Task statement: Pull out every line below that holds the word "React".
━━━━━ Exercise input ━━━━━
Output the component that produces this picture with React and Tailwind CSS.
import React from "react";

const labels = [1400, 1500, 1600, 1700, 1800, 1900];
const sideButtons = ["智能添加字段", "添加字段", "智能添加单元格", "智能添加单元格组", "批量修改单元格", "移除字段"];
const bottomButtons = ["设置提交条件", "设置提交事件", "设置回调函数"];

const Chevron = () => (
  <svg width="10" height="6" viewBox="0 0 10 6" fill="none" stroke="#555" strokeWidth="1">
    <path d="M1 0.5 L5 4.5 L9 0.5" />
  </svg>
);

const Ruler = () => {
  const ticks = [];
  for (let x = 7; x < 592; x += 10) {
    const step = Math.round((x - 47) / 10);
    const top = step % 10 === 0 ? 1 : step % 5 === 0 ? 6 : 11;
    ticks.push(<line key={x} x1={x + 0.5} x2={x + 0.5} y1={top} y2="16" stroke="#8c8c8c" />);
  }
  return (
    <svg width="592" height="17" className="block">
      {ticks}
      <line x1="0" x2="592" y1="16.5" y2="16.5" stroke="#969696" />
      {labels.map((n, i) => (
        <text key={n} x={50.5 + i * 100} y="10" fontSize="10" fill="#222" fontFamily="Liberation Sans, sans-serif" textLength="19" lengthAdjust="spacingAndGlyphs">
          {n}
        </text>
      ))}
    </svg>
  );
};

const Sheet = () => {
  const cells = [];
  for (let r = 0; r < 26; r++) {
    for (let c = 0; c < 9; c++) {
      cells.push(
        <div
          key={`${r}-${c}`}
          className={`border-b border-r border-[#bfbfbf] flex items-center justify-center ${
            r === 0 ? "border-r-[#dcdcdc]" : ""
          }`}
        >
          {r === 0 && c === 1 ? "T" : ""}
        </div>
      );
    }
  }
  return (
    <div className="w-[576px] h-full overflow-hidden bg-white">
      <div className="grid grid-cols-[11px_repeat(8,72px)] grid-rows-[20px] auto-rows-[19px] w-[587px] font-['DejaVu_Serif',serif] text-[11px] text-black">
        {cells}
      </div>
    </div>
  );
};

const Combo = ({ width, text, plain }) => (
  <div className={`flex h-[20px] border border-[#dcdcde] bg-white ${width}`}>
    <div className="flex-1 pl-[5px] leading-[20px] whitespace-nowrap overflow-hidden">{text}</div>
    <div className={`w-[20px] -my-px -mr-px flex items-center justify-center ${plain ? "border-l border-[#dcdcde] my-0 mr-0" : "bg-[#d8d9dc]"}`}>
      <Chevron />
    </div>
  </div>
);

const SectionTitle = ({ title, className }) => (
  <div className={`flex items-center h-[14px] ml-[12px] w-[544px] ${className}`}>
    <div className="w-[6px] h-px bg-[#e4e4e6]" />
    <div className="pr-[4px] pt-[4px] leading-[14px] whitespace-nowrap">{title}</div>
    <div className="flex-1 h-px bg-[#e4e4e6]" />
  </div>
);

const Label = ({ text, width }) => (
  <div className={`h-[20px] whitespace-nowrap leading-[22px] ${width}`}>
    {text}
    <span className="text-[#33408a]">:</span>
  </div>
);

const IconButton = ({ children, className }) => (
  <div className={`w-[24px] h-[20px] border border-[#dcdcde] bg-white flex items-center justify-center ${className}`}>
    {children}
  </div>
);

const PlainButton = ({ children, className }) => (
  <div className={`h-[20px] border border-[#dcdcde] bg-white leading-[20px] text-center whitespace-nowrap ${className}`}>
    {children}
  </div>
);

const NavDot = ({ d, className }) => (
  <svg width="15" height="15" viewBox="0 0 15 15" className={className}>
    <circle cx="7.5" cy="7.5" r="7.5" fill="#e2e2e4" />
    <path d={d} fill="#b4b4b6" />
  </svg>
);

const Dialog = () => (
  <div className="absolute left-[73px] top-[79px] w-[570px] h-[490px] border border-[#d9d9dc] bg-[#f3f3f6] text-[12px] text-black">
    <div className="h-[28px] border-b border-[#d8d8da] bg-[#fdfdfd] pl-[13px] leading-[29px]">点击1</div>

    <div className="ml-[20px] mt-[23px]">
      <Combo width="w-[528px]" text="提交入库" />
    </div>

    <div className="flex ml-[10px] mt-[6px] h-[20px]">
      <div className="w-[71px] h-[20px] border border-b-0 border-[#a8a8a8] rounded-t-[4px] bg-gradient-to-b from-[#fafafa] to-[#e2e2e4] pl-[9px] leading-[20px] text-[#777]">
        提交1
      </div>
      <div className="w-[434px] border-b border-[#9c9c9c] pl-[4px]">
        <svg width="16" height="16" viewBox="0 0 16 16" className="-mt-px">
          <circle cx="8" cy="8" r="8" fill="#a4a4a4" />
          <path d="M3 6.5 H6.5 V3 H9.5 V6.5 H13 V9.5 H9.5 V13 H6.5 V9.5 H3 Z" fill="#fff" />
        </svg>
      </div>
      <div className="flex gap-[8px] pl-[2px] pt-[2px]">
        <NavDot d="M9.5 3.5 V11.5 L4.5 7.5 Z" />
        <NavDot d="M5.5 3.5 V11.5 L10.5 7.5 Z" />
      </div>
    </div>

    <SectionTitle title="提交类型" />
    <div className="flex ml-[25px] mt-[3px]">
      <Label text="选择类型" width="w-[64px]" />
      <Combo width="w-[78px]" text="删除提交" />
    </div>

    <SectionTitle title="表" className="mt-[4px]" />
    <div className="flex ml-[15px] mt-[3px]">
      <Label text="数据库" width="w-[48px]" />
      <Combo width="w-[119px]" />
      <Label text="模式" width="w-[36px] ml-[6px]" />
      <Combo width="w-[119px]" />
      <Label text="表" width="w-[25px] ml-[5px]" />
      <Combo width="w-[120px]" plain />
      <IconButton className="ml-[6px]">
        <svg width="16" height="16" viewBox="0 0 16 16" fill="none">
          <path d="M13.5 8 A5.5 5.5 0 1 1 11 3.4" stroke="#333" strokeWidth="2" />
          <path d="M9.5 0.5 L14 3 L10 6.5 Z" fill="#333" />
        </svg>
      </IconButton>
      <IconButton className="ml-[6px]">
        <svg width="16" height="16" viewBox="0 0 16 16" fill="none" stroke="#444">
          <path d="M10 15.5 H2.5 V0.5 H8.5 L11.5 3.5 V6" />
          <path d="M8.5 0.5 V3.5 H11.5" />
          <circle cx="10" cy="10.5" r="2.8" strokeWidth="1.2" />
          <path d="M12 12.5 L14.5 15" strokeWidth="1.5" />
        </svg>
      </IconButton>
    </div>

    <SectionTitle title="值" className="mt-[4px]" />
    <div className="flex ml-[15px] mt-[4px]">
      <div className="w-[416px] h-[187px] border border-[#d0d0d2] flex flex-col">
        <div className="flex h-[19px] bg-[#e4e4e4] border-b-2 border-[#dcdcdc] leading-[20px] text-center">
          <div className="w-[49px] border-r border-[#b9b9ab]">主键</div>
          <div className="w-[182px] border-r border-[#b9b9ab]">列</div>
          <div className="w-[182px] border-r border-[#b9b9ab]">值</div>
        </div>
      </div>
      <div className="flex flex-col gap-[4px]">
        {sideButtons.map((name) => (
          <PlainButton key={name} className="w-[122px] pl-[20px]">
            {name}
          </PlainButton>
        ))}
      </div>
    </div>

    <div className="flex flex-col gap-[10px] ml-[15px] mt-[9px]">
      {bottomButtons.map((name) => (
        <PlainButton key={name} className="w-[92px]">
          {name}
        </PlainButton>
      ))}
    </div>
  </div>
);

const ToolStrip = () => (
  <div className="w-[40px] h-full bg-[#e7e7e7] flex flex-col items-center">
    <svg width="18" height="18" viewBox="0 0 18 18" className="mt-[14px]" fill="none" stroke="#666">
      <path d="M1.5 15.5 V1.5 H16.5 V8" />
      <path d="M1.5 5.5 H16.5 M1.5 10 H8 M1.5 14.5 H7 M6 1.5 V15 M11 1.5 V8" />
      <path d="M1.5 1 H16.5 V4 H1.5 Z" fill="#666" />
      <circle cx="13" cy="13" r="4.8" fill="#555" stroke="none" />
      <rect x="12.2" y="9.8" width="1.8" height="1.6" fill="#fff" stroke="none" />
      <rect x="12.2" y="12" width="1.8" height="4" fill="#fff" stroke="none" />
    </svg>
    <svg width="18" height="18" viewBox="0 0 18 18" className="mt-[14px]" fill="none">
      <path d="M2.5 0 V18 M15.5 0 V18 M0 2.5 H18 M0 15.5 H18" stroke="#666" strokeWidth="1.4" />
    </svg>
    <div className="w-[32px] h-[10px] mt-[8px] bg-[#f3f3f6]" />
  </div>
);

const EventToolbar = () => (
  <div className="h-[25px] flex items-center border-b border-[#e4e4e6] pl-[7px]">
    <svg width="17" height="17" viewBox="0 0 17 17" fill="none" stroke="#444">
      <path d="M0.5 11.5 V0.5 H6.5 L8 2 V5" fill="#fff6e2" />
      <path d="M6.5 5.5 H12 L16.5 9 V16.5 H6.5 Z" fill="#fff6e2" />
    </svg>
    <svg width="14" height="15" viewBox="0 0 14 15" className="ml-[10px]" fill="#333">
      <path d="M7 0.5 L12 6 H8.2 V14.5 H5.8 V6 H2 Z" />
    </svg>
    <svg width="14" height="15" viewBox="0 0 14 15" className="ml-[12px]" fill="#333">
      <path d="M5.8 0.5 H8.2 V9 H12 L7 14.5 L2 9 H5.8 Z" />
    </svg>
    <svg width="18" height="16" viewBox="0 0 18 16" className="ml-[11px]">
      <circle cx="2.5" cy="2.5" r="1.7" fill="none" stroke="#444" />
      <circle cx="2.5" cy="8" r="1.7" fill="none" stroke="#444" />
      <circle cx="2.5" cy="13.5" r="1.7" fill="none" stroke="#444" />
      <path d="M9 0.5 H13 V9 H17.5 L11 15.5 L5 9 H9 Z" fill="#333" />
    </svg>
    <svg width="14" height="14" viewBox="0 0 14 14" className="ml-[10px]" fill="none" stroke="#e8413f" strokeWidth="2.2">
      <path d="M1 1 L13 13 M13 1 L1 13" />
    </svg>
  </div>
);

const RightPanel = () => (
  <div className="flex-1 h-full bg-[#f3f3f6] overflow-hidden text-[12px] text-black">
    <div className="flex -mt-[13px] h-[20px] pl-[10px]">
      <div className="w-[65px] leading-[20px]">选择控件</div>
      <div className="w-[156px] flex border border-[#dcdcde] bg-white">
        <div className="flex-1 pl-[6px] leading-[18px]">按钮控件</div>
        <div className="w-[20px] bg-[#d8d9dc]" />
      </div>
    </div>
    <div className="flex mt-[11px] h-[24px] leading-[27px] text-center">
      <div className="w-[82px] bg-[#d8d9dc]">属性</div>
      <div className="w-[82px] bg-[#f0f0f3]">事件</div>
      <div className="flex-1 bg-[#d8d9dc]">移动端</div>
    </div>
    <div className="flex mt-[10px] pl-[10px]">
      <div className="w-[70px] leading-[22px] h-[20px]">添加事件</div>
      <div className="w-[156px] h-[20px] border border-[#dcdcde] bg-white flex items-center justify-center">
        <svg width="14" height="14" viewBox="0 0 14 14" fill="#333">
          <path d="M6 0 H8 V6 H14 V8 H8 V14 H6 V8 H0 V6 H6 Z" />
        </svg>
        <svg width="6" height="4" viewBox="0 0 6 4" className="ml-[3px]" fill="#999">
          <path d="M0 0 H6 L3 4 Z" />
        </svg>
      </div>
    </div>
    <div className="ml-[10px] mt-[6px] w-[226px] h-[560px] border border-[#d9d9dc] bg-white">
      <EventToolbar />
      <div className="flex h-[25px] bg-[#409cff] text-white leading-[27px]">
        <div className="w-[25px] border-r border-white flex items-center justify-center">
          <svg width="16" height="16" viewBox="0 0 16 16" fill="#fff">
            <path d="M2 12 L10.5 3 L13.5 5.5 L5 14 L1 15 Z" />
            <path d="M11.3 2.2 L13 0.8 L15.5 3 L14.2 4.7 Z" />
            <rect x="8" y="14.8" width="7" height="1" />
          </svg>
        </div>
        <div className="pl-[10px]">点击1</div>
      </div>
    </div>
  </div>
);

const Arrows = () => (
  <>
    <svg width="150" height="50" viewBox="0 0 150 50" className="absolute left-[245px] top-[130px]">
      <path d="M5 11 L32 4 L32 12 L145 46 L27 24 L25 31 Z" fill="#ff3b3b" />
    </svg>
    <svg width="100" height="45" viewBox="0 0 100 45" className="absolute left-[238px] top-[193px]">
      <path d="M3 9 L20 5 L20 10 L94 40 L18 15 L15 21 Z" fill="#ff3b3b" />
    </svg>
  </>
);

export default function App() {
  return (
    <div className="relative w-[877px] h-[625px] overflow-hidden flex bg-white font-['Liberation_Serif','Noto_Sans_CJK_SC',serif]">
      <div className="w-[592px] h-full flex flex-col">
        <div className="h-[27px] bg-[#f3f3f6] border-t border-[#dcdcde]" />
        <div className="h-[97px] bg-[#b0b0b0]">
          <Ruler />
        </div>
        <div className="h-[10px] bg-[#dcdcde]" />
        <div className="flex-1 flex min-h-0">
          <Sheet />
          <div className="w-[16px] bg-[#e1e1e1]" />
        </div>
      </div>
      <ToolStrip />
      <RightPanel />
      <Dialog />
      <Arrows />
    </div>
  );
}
━━━━━
━━━━━ Exercise input ━━━━━
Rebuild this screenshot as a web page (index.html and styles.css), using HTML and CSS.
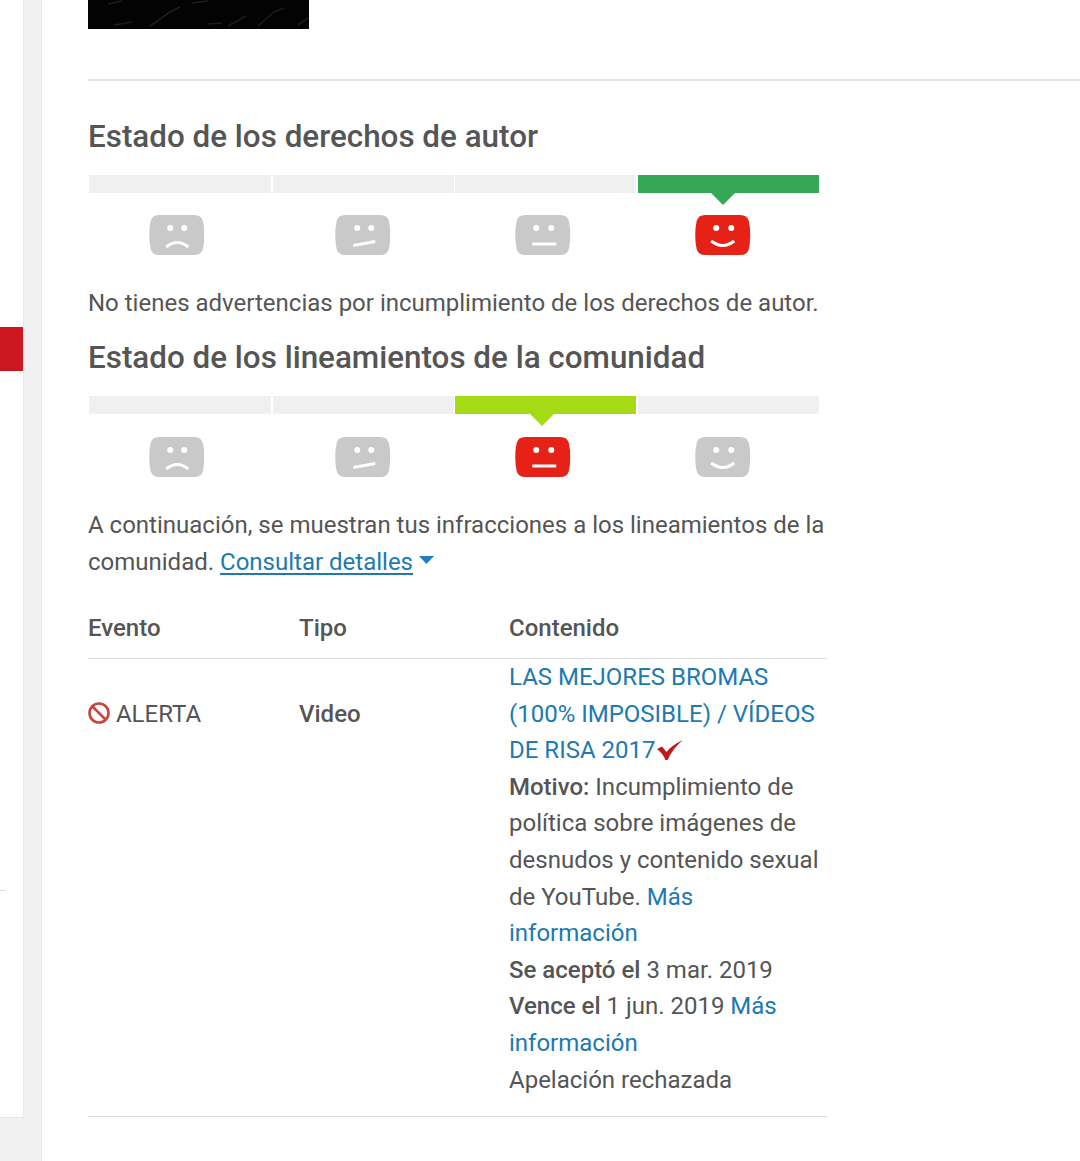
━━━━━
Solution to the exercise:
Output the component that produces this picture with React and Tailwind CSS.
import React from "react";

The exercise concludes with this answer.